> Work instructions
Write out the listing below in full and exactly, leaving out every picture.

> Dataset section
┄┄┄┄┄┄┄┄┄┄┄┄┄┄┄┄┄┄┄┄
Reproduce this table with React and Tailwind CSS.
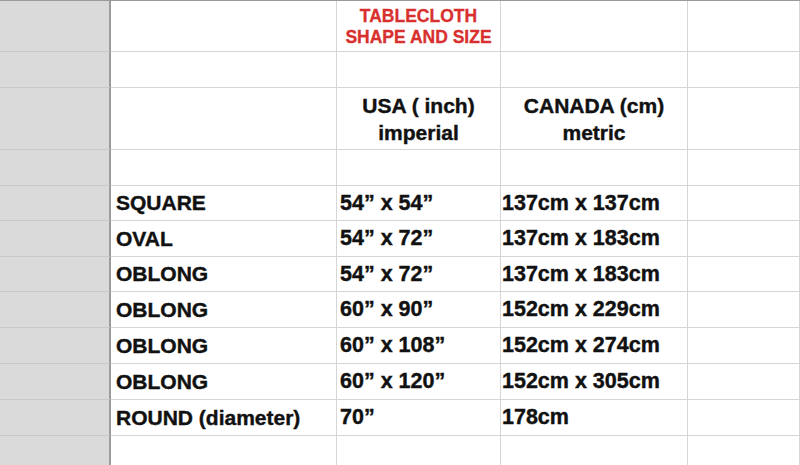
import React from "react";

const rows = [
  ["SQUARE", "54” x 54”", "137cm x 137cm"],
  ["OVAL", "54” x 72”", "137cm x 183cm"],
  ["OBLONG", "54” x 72”", "137cm x 183cm"],
  ["OBLONG", "60” x 90”", "152cm x 229cm"],
  ["OBLONG", "60” x 108”", "152cm x 274cm"],
  ["OBLONG", "60” x 120”", "152cm x 305cm"],
  ["ROUND (diameter)", "70”", "178cm"],
];

const heights = ["h-[51px]", "h-[36px]", "h-[62px]", "h-[36px]", "h-[35px]", "h-[36px]", "h-[35px]", "h-[36px]", "h-[36px]", "h-[36px]", "h-[36px]", "h-[30px]"];

function Row({ h, children }) {
  return (
    <div className={`flex ${h}`}>
      <div className="w-[111px] shrink-0 bg-[#dadada] border-r-2 border-r-[#9c9c9c] border-b border-b-[#c9c9c9]" />
      {children}
    </div>
  );
}

function Cell({ w, className = "", children }) {
  return (
    <div className={`${w} shrink-0 border-r border-b border-[#d6d6d6] flex items-center ${className}`}>
      {children}
    </div>
  );
}

export default function App() {
  const cols = ["w-[226px]", "w-[164px]", "w-[187px]", "w-[112px]"];
  return (
    <div
      className="w-[800px] h-[465px] overflow-hidden bg-white border-t border-t-[#9a9a9a] text-[#111] font-bold"
      style={{ fontFamily: '"Liberation Sans", Arial, sans-serif' }}
    >
      <Row h={heights[0]}>
        <Cell w={cols[0]} />
        <Cell w={cols[1]} className="justify-center">
          <div className="text-[#d8302e] text-[17.5px] leading-[21px] text-center pt-[1px] [-webkit-text-stroke:0.3px_#d8302e]">
            TABLECLOTH
            <br />
            SHAPE AND SIZE
          </div>
        </Cell>
        <Cell w={cols[2]} />
        <Cell w={cols[3]} />
      </Row>
      <Row h={heights[1]}>
        {cols.map((c, i) => (
          <Cell key={i} w={c} />
        ))}
      </Row>
      <Row h={heights[2]}>
        <Cell w={cols[0]} />
        <Cell w={cols[1]} className="justify-center">
          <div className="text-[21px] leading-[27px] text-center [-webkit-text-stroke:0.4px_#111]">
            USA ( inch)
            <br />
            imperial
          </div>
        </Cell>
        <Cell w={cols[2]} className="justify-center">
          <div className="text-[21px] leading-[27px] text-center [-webkit-text-stroke:0.4px_#111]">
            CANADA (cm)
            <br />
            metric
          </div>
        </Cell>
        <Cell w={cols[3]} />
      </Row>
      <Row h={heights[3]}>
        {cols.map((c, i) => (
          <Cell key={i} w={c} />
        ))}
      </Row>
      {rows.map((r, idx) => (
        <Row key={idx} h={heights[4 + idx]}>
          <Cell w={cols[0]} className="pl-[5px] text-[21px] whitespace-nowrap [-webkit-text-stroke:0.4px_#111]">
            {r[0]}
          </Cell>
          <Cell w={cols[1]} className="pl-[3px] text-[21.5px] whitespace-nowrap [-webkit-text-stroke:0.4px_#111]">
            {r[1]}
          </Cell>
          <Cell w={cols[2]} className="pl-[1px] text-[21.5px] whitespace-nowrap [-webkit-text-stroke:0.4px_#111]">
            {r[2]}
          </Cell>
          <Cell w={cols[3]} />
        </Row>
      ))}
      <Row h={heights[11]}>
        {cols.map((c, i) => (
          <Cell key={i} w={c} />
        ))}
      </Row>
    </div>
  );
}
┄┄┄┄┄┄┄┄┄┄┄┄┄┄┄┄┄┄┄┄
> Full output
Reproduce this table with React and Tailwind CSS.
import React from "react";

const rows = [
  ["SQUARE", "54” x 54”", "137cm x 137cm"],
  ["OVAL", "54” x 72”", "137cm x 183cm"],
  ["OBLONG", "54” x 72”", "137cm x 183cm"],
  ["OBLONG", "60” x 90”", "152cm x 229cm"],
  ["OBLONG", "60” x 108”", "152cm x 274cm"],
  ["OBLONG", "60” x 120”", "152cm x 305cm"],
  ["ROUND (diameter)", "70”", "178cm"],
];

const heights = ["h-[51px]", "h-[36px]", "h-[62px]", "h-[36px]", "h-[35px]", "h-[36px]", "h-[35px]", "h-[36px]", "h-[36px]", "h-[36px]", "h-[36px]", "h-[30px]"];

function Row({ h, children }) {
  return (
    <div className={`flex ${h}`}>
      <div className="w-[111px] shrink-0 bg-[#dadada] border-r-2 border-r-[#9c9c9c] border-b border-b-[#c9c9c9]" />
      {children}
    </div>
  );
}

function Cell({ w, className = "", children }) {
  return (
    <div className={`${w} shrink-0 border-r border-b border-[#d6d6d6] flex items-center ${className}`}>
      {children}
    </div>
  );
}

export default function App() {
  const cols = ["w-[226px]", "w-[164px]", "w-[187px]", "w-[112px]"];
  return (
    <div
      className="w-[800px] h-[465px] overflow-hidden bg-white border-t border-t-[#9a9a9a] text-[#111] font-bold"
      style={{ fontFamily: '"Liberation Sans", Arial, sans-serif' }}
    >
      <Row h={heights[0]}>
        <Cell w={cols[0]} />
        <Cell w={cols[1]} className="justify-center">
          <div className="text-[#d8302e] text-[17.5px] leading-[21px] text-center pt-[1px] [-webkit-text-stroke:0.3px_#d8302e]">
            TABLECLOTH
            <br />
            SHAPE AND SIZE
          </div>
        </Cell>
        <Cell w={cols[2]} />
        <Cell w={cols[3]} />
      </Row>
      <Row h={heights[1]}>
        {cols.map((c, i) => (
          <Cell key={i} w={c} />
        ))}
      </Row>
      <Row h={heights[2]}>
        <Cell w={cols[0]} />
        <Cell w={cols[1]} className="justify-center">
          <div className="text-[21px] leading-[27px] text-center [-webkit-text-stroke:0.4px_#111]">
            USA ( inch)
            <br />
            imperial
          </div>
        </Cell>
        <Cell w={cols[2]} className="justify-center">
          <div className="text-[21px] leading-[27px] text-center [-webkit-text-stroke:0.4px_#111]">
            CANADA (cm)
            <br />
            metric
          </div>
        </Cell>
        <Cell w={cols[3]} />
      </Row>
      <Row h={heights[3]}>
        {cols.map((c, i) => (
          <Cell key={i} w={c} />
        ))}
      </Row>
      {rows.map((r, idx) => (
        <Row key={idx} h={heights[4 + idx]}>
          <Cell w={cols[0]} className="pl-[5px] text-[21px] whitespace-nowrap [-webkit-text-stroke:0.4px_#111]">
            {r[0]}
          </Cell>
          <Cell w={cols[1]} className="pl-[3px] text-[21.5px] whitespace-nowrap [-webkit-text-stroke:0.4px_#111]">
            {r[1]}
          </Cell>
          <Cell w={cols[2]} className="pl-[1px] text-[21.5px] whitespace-nowrap [-webkit-text-stroke:0.4px_#111]">
            {r[2]}
          </Cell>
          <Cell w={cols[3]} />
        </Row>
      ))}
      <Row h={heights[11]}>
        {cols.map((c, i) => (
          <Cell key={i} w={c} />
        ))}
      </Row>
    </div>
  );
}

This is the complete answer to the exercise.